French prosecutors say $2 million tied to Tokyo's bid for the 2020 Olympics was paid to an account linked to the son of a disgraced athletics chief.
Image: FILES-OLY2020-JAPAN-FRANCE-CORRUPTION
Papa Massata Diack is seen in this 2015 file photo. French investigators suspect he may have been paid $2M tied to the Tokyo 2020 Olympic games winning bid.AFP / AFP - Getty Images

French prosecutors said Thursday that $2 million tied to Tokyo's winning bid for the 2020 Olympics was apparently paid to an account linked to the son of the disgraced former IAAF president in the months immediately before and after the Japanese capital won the games.

The French financial prosecutor's office said it has been told of payments marked "Tokyo 2020 Olympic Game Bid," from a Japanese bank to the Black Tidings company in Singapore.

The Singapore account is thought to have been held by a close friend of Papa Massata Diack, the son of former IAAF President Lamine Diack. The son is being sought by Interpol and the father is already under investigation in France.

French prosecutors probing suspected corruption by the Diacks and associates said they were told the transfers occurred in July and October 2013. Tokyo was chosen in September 2013 as the 2020 host, beating Madrid and Istanbul in a vote of the International Olympic Committee.

As an IOC member at the time, the elder Diack had a vote. He was also a high-profile figure who could influence blocs of IOC votes.

Black Tidings, an apparent shell company in Singapore, has been linked by French prosecutors and a World Anti-Doping Agency-led investigation to Papa Massata Diack, who worked as a marketing consultant for the International Association of Athletics Federations, the governing body of track and field that his father ran for 16 years.

Papa Massata Diack is wanted in France on bribery, money-laundering and corruption charges. International police organization Interpol has put him on its "Red Notice" list of internationally wanted suspected criminals. The 50-year-old is believed to be living in his native Senegal, out of reach of French investigating magistrates.

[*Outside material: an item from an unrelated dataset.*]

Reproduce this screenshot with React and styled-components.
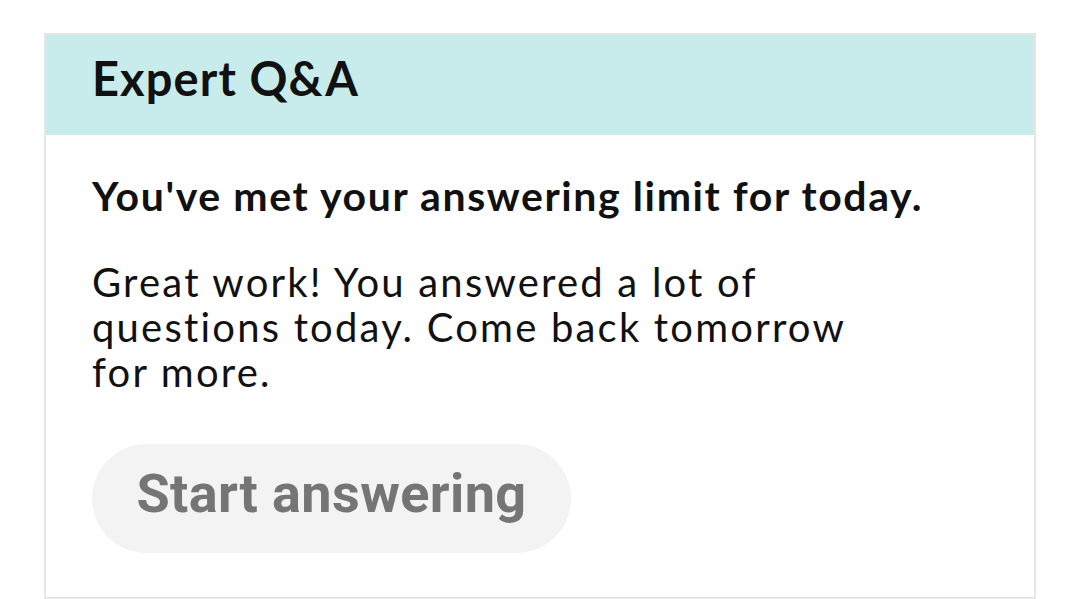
import React from "react";
import styled, { createGlobalStyle } from "styled-components";

const Global = createGlobalStyle`
  html, body { margin: 0; padding: 0; background: #ffffff; }
  body { font-family: Lato, "Open Sans", sans-serif; }
  * { box-sizing: border-box; }
`;

const Page = styled.div`
  padding: 33px 44px 0 44px;
  height: 599px;
  overflow: hidden;
`;

const Card = styled.section`
  width: 992px;
  height: 566px;
  border: 2px solid #e6e6e6;
  display: flex;
  flex-direction: column;
  background: #fff;
`;

const Header = styled.header`
  height: 100px;
  flex: 0 0 100px;
  background: #c8ecec;
  padding: 20px 0 0 46px;
`;

const Title = styled.h1`
  margin: 0;
  font-family: Lato, sans-serif;
  font-weight: 700;
  font-size: 47px;
  line-height: 47px;
  letter-spacing: 1.1px;
  color: #111;
`;

const Body = styled.div`
  padding: 37px 46px 0 46px;
  display: flex;
  flex-direction: column;
  align-items: flex-start;
`;

const Lead = styled.p`
  margin: 0;
  font-family: Lato, sans-serif;
  font-weight: 700;
  font-size: 41px;
  line-height: 48px;
  letter-spacing: 1.6px;
  color: #111;
`;

const Text = styled.p`
  margin: 40px 0 0 0;
  font-family: Lato, sans-serif;
  font-weight: 400;
  font-size: 40px;
  line-height: 45px;
  letter-spacing: 2.2px;
  color: #111;
  max-width: 800px;
`;

const Button = styled.button`
  margin-top: 49px;
  height: 109px;
  width: 479px;
  border: none;
  border-radius: 55px;
  background: #f3f3f3;
  color: #757575;
  font-family: Roboto, sans-serif;
  font-weight: 700;
  font-size: 54px;
  letter-spacing: 0.4px;
  padding: 0 0 10px 0;
  cursor: default;
`;

export default function App() {
  return (
    <>
      <Global />
      <Page>
        <Card>
          <Header>
            <Title>Expert Q&amp;A</Title>
          </Header>
          <Body>
            <Lead>You've met your answering limit for today.</Lead>
            <Text>
              Great work! You answered a lot of questions today. Come back tomorrow for more.
            </Text>
            <Button disabled>Start answering</Button>
          </Body>
        </Card>
      </Page>
    </>
  );
}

Image: FILES-OLY2020-JAPAN-FRANCE-CORRUPTION
Papa Massata Diack is seen in this 2015 file photo. French investigators suspect he may have been paid $2M tied to the Tokyo 2020 Olympic games winning bid.AFP / AFP - Getty Images

The elder Diack, who stepped down in August as IAAF president, is accused by French prosecutors of pocketing more than $1.1 million from bribes in exchange for covering up doping cases. He is in France, forbidden from leaving while the probe continues.

Now expanded to include Olympic bidding, the French investigation began last year with a narrower focus on alleged corruption and doping cover-ups during Diack's IAAF presidency.

In Tokyo, Olympic organizers denied any knowledge of the alleged payments.

In a statement, Tokyo 2020 spokeswoman Hikariko Ono said the committee "has no means of knowing these allegations. We believe that the games were awarded to Tokyo because the city presented the best bid."

The IOC said it has been in touch with French magistrates from the start and is now a civil party to the investigation. The IOC said its chief ethics and compliance officer "will continue to be in contact with all interested parties to clarify any alleged improper conduct."

Lamine Diack resigned as an honorary IOC member last November. He served as a full IOC member for 15 years until 2014.

Papa Massata Diack was banned from athletics for life by the IAAF ethics commission in January for corruption and cover-up allegations linked to doping cases. He has appealed to the Court of Arbitration for Sport.